Contra LibertarianismIn this the day of creeping (perhaps galloping) statism it has become fashionable to rediscover the Randian canon; indeed the belle of the objectivist ball is selling books at a torrid pace. Populist tea parties mix conservative and libertarian shibboleths. I resist the temptation, however, for reasons I will now outline.
Libertarianism is the flirtation of almost every collegiate conservative. It is undoubtedly appealing; like other utopian schemes it has a plug and play answer for virtually every policy question of consequence. It allows one to remain "progressive" or at least neutral on most social issues, which tend to inflame and ostracize to a greater extent than, say, fiscal policy.
And yet in many manifestations it is fundamentally incompatible with conservatism. For the same reason Whittaker Chambers wrote Ayn Rand out of conservatism, some British conservatives balked at Margaret Thatcher's economic policies. Conservatism is, among other things, the predisposition toward the settled, the anti-ism. In the language of Jonah Goldberg it is "but a partial worldview." Conservatives have a tactical alliance with libertarian economic policy, but it is ephemeral and when free market fundamentalism runs afoul of efficacy and of social imperatives it must, for the conservatives, give way.
Without getting too technical (both for the sake of reader confusion and for the sake of my own) the proper role of government in the arena of corporate finance is to ensure fair dealing and transparency. To the extent that an unregulated market in various forms of complex debt instruments requires opacity to operate, the fortunes of a great many who did not know themselves at risk will be reliant on the skill and altruism of a tiny cabal treading in virtually uncharted territory. We cannot decline to act merely because the theoretical or quasi-quantitative precepts of a universalist ideology say otherwise.
The issue of gay marriage is not one that excites particularly strong feelings in me. Maybe I'm ambivalent, maybe I have a subconscious fear of being on the wrong side of history. But witness the libertarian programme (of course this varies by exponent), which in many instances calls for the state to absent itself from the business of marriage entirely, presumably by dismantling the set of protections and incentives it offers to married couples. The predisposition toward the settled that I referenced earlier presupposes that this edifice exists for reasons; whether we once took pains to enumerate them and have simply forgotten or whether they were simply so intuitive we deemed explication unnecessary is immaterial.
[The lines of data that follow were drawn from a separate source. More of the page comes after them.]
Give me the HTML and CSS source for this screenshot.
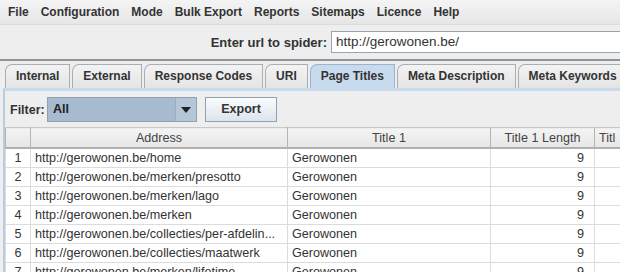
FILE: index.html
```html
<!DOCTYPE html>
<html lang="en">
<head>
  <meta charset="UTF-8">
  <title>Screaming Frog SEO Spider</title>
  <link rel="stylesheet" href="styles.css">
</head>
<body>
  <div class="menubar">
    <span>File</span>
    <span>Configuration</span>
    <span>Mode</span>
    <span>Bulk Export</span>
    <span>Reports</span>
    <span>Sitemaps</span>
    <span>Licence</span>
    <span>Help</span>
  </div>

  <div class="url-row">
    <label>Enter url to spider:</label>
    <div class="url-input">http://gerowonen.be/</div>
  </div>

  <div class="panel">
    <div class="tabs">
      <div class="tab">Internal</div>
      <div class="tab">External</div>
      <div class="tab">Response Codes</div>
      <div class="tab">URI</div>
      <div class="tab active">Page Titles</div>
      <div class="tab">Meta Description</div>
      <div class="tab">Meta Keywords</div>
    </div>

    <div class="content">
      <div class="filter-row">
        <span class="filter-label">Filter:</span>
        <div class="combo">
          <span class="combo-value">All</span>
          <span class="combo-arrow"><svg width="10" height="6" viewBox="0 0 10 6"><path d="M0 0 H10 L5 6 Z" fill="#222"/></svg></span>
        </div>
        <div class="button">Export</div>
      </div>

      <table class="grid">
        <thead>
          <tr>
            <th class="num"></th>
            <th class="addr">Address</th>
            <th class="title">Title 1</th>
            <th class="len">Title 1 Length</th>
            <th class="more">Titl</th>
          </tr>
        </thead>
        <tbody>
          <tr><td class="num">1</td><td>http://gerowonen.be/home</td><td>Gerowonen</td><td class="len">9</td><td></td></tr>
          <tr><td class="num">2</td><td>http://gerowonen.be/merken/presotto</td><td>Gerowonen</td><td class="len">9</td><td></td></tr>
          <tr><td class="num">3</td><td>http://gerowonen.be/merken/lago</td><td>Gerowonen</td><td class="len">9</td><td></td></tr>
          <tr><td class="num">4</td><td>http://gerowonen.be/merken</td><td>Gerowonen</td><td class="len">9</td><td></td></tr>
          <tr><td class="num">5</td><td>http://gerowonen.be/collecties/per-afdelin...</td><td>Gerowonen</td><td class="len">9</td><td></td></tr>
          <tr><td class="num">6</td><td>http://gerowonen.be/collecties/maatwerk</td><td>Gerowonen</td><td class="len">9</td><td></td></tr>
          <tr><td class="num">7</td><td>http://gerowonen.be/merken/lifetime</td><td>Gerowonen</td><td class="len">9</td><td></td></tr>
        </tbody>
      </table>
    </div>
  </div>
</body>
</html>
```

FILE: styles.css
```css
html, body {
  margin: 0;
  width: 620px;
  height: 272px;
  overflow: hidden;
}

body {
  background: #eeeeee;
  color: #222;
  font-family: "Liberation Sans", Arial, sans-serif;
}

.menubar {
  height: 24px;
  display: flex;
  align-items: center;
  gap: 12px;
  padding-left: 8px;
  font-size: 12px;
  font-weight: bold;
  color: #333;
  background: linear-gradient(#f4f4f4, #e6e6e6);
  border-bottom: 1px solid #dcdcdc;
}

.url-row {
  height: 34px;
  display: grid;
  grid-template-columns: 327px 1fr;
  align-items: center;
  column-gap: 4px;
}
.url-row label {
  text-align: right;
  font-size: 13px;
  font-weight: bold;
  color: #333;
}
.url-input {
  height: 20px;
  line-height: 20px;
  padding-left: 4px;
  background: #fff;
  border: 1px solid #9aa4ae;
  border-right: none;
  font-size: 13.5px;
  color: #333;
}

.panel {
  border-top: 2px solid #8c949c;
  padding: 3px 0 0 3px;
}

.tabs {
  display: flex;
  gap: 2px;
  padding-left: 2px;
}
.tab {
  height: 23px;
  line-height: 23px;
  padding: 0 10px;
  font-size: 12px;
  font-weight: bold;
  color: #333;
  background: linear-gradient(#f3f3f3, #e4e4e4);
  border: 1px solid #a8aeb4;
  border-bottom: none;
  border-top-left-radius: 7px;
  white-space: nowrap;
}
.tab.active {
  background: #c8dbee;
  border-color: #9eb3c8;
}

.content {
  border-top: 3px solid #c8dbee;
  border-left: 2px solid #b8cde3;
  height: 200px;
}

.filter-row {
  height: 25px;
  display: flex;
  align-items: center;
  margin: 6px 0 5px 5px;
}
.filter-label {
  font-size: 12.5px;
  font-weight: bold;
  color: #333;
  width: 37px;
}
.combo {
  width: 148px;
  height: 23px;
  display: flex;
  border: 1px solid #8fa2b4;
  background: #a6bbcf;
}
.combo-value {
  flex: 1;
  padding-left: 5px;
  line-height: 23px;
  font-size: 12.5px;
  font-weight: bold;
  color: #222;
}
.combo-arrow {
  width: 20px;
  display: flex;
  align-items: center;
  justify-content: center;
  border-left: 1px solid #9aaec2;
  background: #b4c6d8;
}
.button {
  margin-left: 8px;
  width: 70px;
  height: 23px;
  line-height: 23px;
  text-align: center;
  font-size: 12.5px;
  font-weight: bold;
  color: #333;
  background: linear-gradient(#fbfcfd, #dbe4ed);
  border: 1px solid #8fa2b4;
}

.grid {
  border-collapse: collapse;
  table-layout: fixed;
  width: 640px;
  background: #fff;
  font-size: 12.6px;
  color: #333;
}
.grid th {
  height: 19px;
  font-weight: normal;
  color: #444;
  background: linear-gradient(#f4f4f4, #e6e6e6);
  border: 1px solid #b4b4b4;
  border-top-color: #c8c8c8;
  border-bottom: 2px solid #b0b0b0;
  padding: 0;
}
.grid th.num { width: 24px; }
.grid th.addr { width: 256px; }
.grid th.title { width: 202px; }
.grid th.len { width: 103px; }
.grid th.more { text-align: left; padding-left: 4px; }

.grid td {
  height: 18px;
  padding: 0 0 0 4px;
  border: 1px solid #dcdcdc;
  white-space: nowrap;
  overflow: hidden;
}
.grid td.num {
  text-align: center;
  padding: 0;
}
.grid td.len {
  text-align: right;
  padding-right: 10px;
}
```
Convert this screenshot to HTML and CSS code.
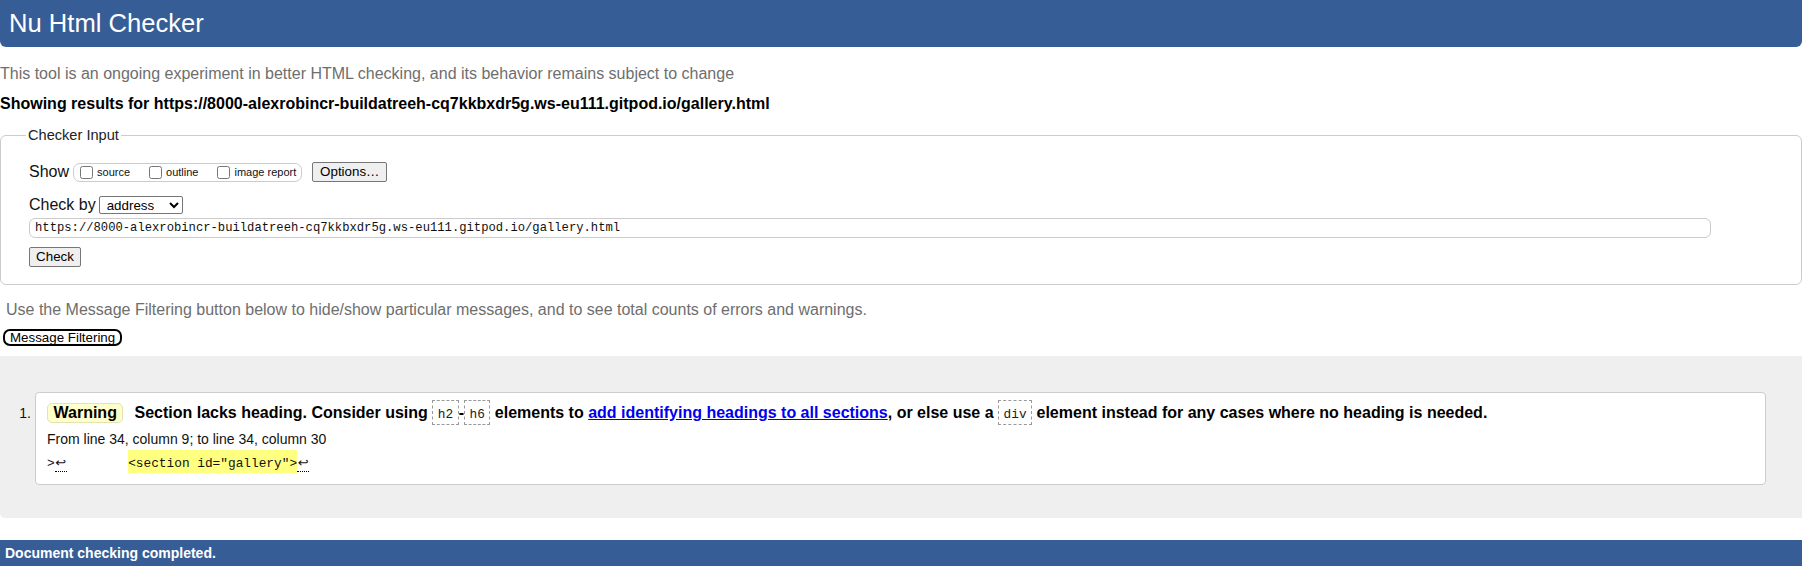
FILE: index.html
```html
<!DOCTYPE html>
<html lang="en">
<head>
<meta charset="utf-8">
<title>Showing results for gallery.html - Nu Html Checker</title>
<link rel="stylesheet" href="styles.css">
</head>
<body>
<h1 class="brand">Nu Html Checker</h1>
<p class="intro">This tool is an ongoing experiment in better HTML checking, and its behavior remains subject to change</p>
<p class="results-for">Showing results for https://8000-alexrobincr-buildatreeh-cq7kkbxdr5g.ws-eu111.gitpod.io/gallery.html</p>
<form class="checker" action="#">
  <fieldset class="checker-input">
    <legend class="legend">Checker Input</legend>
    <div class="row row-show">
      <span class="row-label">Show</span>
      <span class="show-group">
        <label class="opt"><input type="checkbox" class="cb"><span>source</span></label>
        <label class="opt"><input type="checkbox" class="cb"><span>outline</span></label>
        <label class="opt"><input type="checkbox" class="cb"><span>image report</span></label>
      </span>
      <button type="button" class="btn btn-options">Options…</button>
    </div>
    <div class="row row-by">
      <span class="row-label">Check by</span>
      <select class="by-select"><option>address</option></select>
    </div>
    <input class="url" type="text" value="https://8000-alexrobincr-buildatreeh-cq7kkbxdr5g.ws-eu111.gitpod.io/gallery.html">
    <button type="button" class="btn btn-check">Check</button>
  </fieldset>
</form>
<p class="filter-note">Use the Message Filtering button below to hide/show particular messages, and to see total counts of errors and warnings.</p>
<button type="button" class="filter-btn">Message Filtering</button>
<section class="results">
  <ol class="messages">
    <li class="message-row">
      <span class="num">1.</span>
      <div class="message">
        <p class="msg"><strong class="badge">Warning</strong> <span>Section lacks heading. Consider using <code class="code">h2</code>-<code class="code">h6</code> elements to <a class="link" href="#">add identifying headings to all sections</a>, or else use a <code class="code">div</code> element instead for any cases where no heading is needed.</span></p>
        <p class="loc">From line 34, column 9; to line 34, column 30</p>
        <p class="extract"><code class="extract-code">&gt;<span class="lf">↩</span>        <mark class="hl">&lt;section id="gallery"&gt;</mark><span class="lf">↩</span></code></p>
      </div>
    </li>
  </ol>
</section>
<p class="footer">Document checking completed.</p>
</body>
</html>
```
FILE: styles.css
```css
html, body {
  margin: 0;
  padding: 0;
}

body {
  font-family: "Liberation Sans", Arial, sans-serif;
  color: #000;
  background: #fff;
  overflow: hidden;
}

.brand {
  margin: 0;
  height: 47px;
  line-height: 47px;
  padding: 0 9px;
  font-size: 25.6px;
  font-weight: normal;
  color: #fff;
  background: #365d95;
  border-radius: 0 0 6px 6px;
}

.intro {
  margin: 18px 0 0;
  font-size: 16px;
  line-height: 18px;
  color: #6e6e6e;
}

.results-for {
  margin: 12px 0 0;
  font-size: 16px;
  line-height: 18px;
  font-weight: bold;
}

.checker {
  margin: 14px 0 0;
}

.checker-input {
  margin: 0;
  padding: 18px 28px 17px;
  border: 1px solid #ccc;
  border-radius: 6px;
  min-width: 0;
}

.legend {
  margin-left: -3px;
  padding: 0 2px;
  font-size: 14.6px;
  line-height: 17px;
  color: #222;
}

.row {
  display: flex;
  align-items: center;
}

.row-show {
  height: 20px;
}

.row-by {
  height: 18px;
  margin-top: 14px;
}

.row-label {
  font-size: 16px;
  line-height: 18px;
  color: #111;
}

.show-group {
  display: inline-flex;
  align-items: center;
  gap: 19px;
  box-sizing: border-box;
  height: 19px;
  margin-left: 4px;
  padding: 0 5px 0 6px;
  border: 1px solid #ccc;
  border-radius: 7px;
}

.opt {
  display: inline-flex;
  align-items: center;
  gap: 4px;
  font-size: 11px;
  line-height: 13px;
  color: #111;
}

.cb {
  width: 13px;
  height: 13px;
  margin: 0;
}

.btn {
  box-sizing: border-box;
  height: 20px;
  padding: 0 6px;
  font-family: "Liberation Sans", Arial, sans-serif;
  font-size: 13.33px;
  line-height: 16px;
  color: #000;
  background: #efefef;
  border: 1px solid #767676;
  border-radius: 2px;
}

.btn-options {
  width: 75px;
  margin-left: 10px;
}

.by-select {
  box-sizing: border-box;
  width: 84px;
  height: 18px;
  margin-left: 3px;
  padding: 0 0 0 3px;
  font-family: "Liberation Sans", Arial, sans-serif;
  font-size: 13.33px;
  color: #000;
  background: #fff;
  border: 1px solid #767676;
  border-radius: 2px;
}

.url {
  display: block;
  box-sizing: border-box;
  width: calc(100% - 62px);
  height: 20px;
  margin: 4px 0 0;
  padding: 0 5px;
  font-family: "Liberation Mono", "DejaVu Sans Mono", monospace;
  font-size: 12.2px;
  color: #111;
  border: 1px solid #ccc;
  border-radius: 6px;
  background: #fff;
}

.btn-check {
  display: block;
  width: 52px;
  margin-top: 9px;
}

.filter-note {
  margin: 16px 0 0;
  padding-left: 6px;
  font-size: 16px;
  line-height: 18px;
  color: #6e6e6e;
}

.filter-btn {
  display: block;
  box-sizing: border-box;
  height: 17px;
  margin: 10px 0 0 3px;
  padding: 0 5px;
  font-family: "Liberation Sans", Arial, sans-serif;
  font-size: 13.33px;
  line-height: 13px;
  color: #000;
  background: #fff;
  border: 2px solid #000;
  border-radius: 7px;
}

.results {
  margin-top: 10px;
  padding: 36px 36px 33px 0;
  background: #efefef;
  border-radius: 0 0 0 5px;
}

.messages {
  margin: 0;
  padding: 0;
  list-style: none;
}

.message-row {
  display: flex;
  align-items: baseline;
}

.num {
  box-sizing: border-box;
  flex: 0 0 35px;
  padding-right: 4px;
  text-align: right;
  font-size: 14px;
  color: #111;
}

.message {
  flex: 1;
  padding: 7px 11px 11px;
  background: #fff;
  border: 1px solid #ccc;
  border-radius: 4px;
}

.msg {
  margin: 0;
  font-size: 16px;
  line-height: 25px;
  font-weight: bold;
  color: #000;
}

.badge {
  display: inline-block;
  margin-right: 6.6px;
  padding: 0 5.5px;
  line-height: 18px;
  background: #ffffcc;
  border: 1px solid #e2e2b4;
  border-radius: 5px;
}

.code {
  display: inline-block;
  padding: 5px 4.5px 1px;
  font-family: "Liberation Mono", "DejaVu Sans Mono", monospace;
  font-size: 12.8px;
  font-weight: normal;
  line-height: 17px;
  color: #222;
  border: 1px dashed #999;
}

.link {
  color: #0000ee;
  text-decoration: underline;
}

.loc {
  margin: 5px 0 0;
  font-size: 14px;
  line-height: 18px;
  color: #111;
}

.extract {
  margin: 2px 0 0;
  line-height: 19px;
  white-space: pre;
}

.extract-code {
  font-family: "Liberation Mono", "DejaVu Sans Mono", monospace;
  font-size: 12.8px;
  color: #111;
}

.hl {
  display: inline-block;
  padding-top: 4px;
  line-height: 19px;
  color: #111;
  background: #ffff80;
}

.lf {
  display: inline-block;
  width: 12px;
  padding-bottom: 1px;
  font-family: "DejaVu Sans", sans-serif;
  font-size: 13px;
  line-height: 14px;
  text-align: center;
  border-bottom: 1px dotted #000;
}

.footer {
  margin: 22px 0 0;
  padding: 4px 5px;
  font-size: 14px;
  line-height: 18px;
  font-weight: bold;
  color: #fff;
  background: #365d95;
}
```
Now this is not to say that the reasons a given policy is deemed "settled" are everywhere and always valid ones; they can be overtaken by changing mores, by technology or by events. It is to say, however, that in addressing an institution as old as civil marriage we can fairly be said to owe it to ourselves to attempt to discern them before we adopt such fundamental legal changes.
Let's look at some more plug and play. Some libertarians advance the belief that road construction and maintenance could be privatized. To a degree, sure. Toll roads in a number of locales offer low-volume alternatives to busier free roads, and so consumers can pay for the luxury. To attempt to privatize every road, or even every main road, would be to create huge transaction costs, both in the cost of collection and in the lost time of the consumers. Yes, the technology exists to collect tolls automatically, but this offends that second of libertarian bogeymen, privacy. And local roads provide still greater problems. The simpler solution is to add this to police and defense as legitimate government functions. Even for small-government conservatives, it's the appropriate one.
This is not to say that libertarianism doesn't advance important ideas. One does not have to embrace the "legalize it all" solution to recognize that contemporary drug policy is problematic. Likewise the demolition of various sacred cows underpinning the welfare state, such as the monetarist attack on the prevailing interpretation of the Great Depression, laid the foundation for the so-called Reagan Revolution. Milton Friedman was integral in the transition to a volunteer armed forces, and the contemporary educational imperatives of limiting or ending affirmative action and advancing vouchers and school choice are ideas that owe much to libertarianism. But the gap between libertarian-as-skeptic and libertarian-as-utopian, hats that can occasionally be worn by the same people, seems too great to bridge.
For more emphasis on the libertarianism-as-utopianism phenomenon, read Brian Doherty's
Radicals for Capitalism. He discusses the cult of Ayn Rand and denunciations of this or that libertarian thinker as "socialist" by his peers for heretical opinions, occasionally expressed before the party line has been set down. Such denunciations mimic the old Marxist obsession with decrying this or that heretic as a "petty bourgeois" thinker.
So yes, consult
Brink Lindsey on trade, read Friedman and Hayek on the superiority of free markets and free societies, and listen to libertarian ideas. But view them through a conservative prism, and when you can't reconcile the two tendencies remember that one is at heart a partial, pragmatic programme and the other a universalist, utopian one.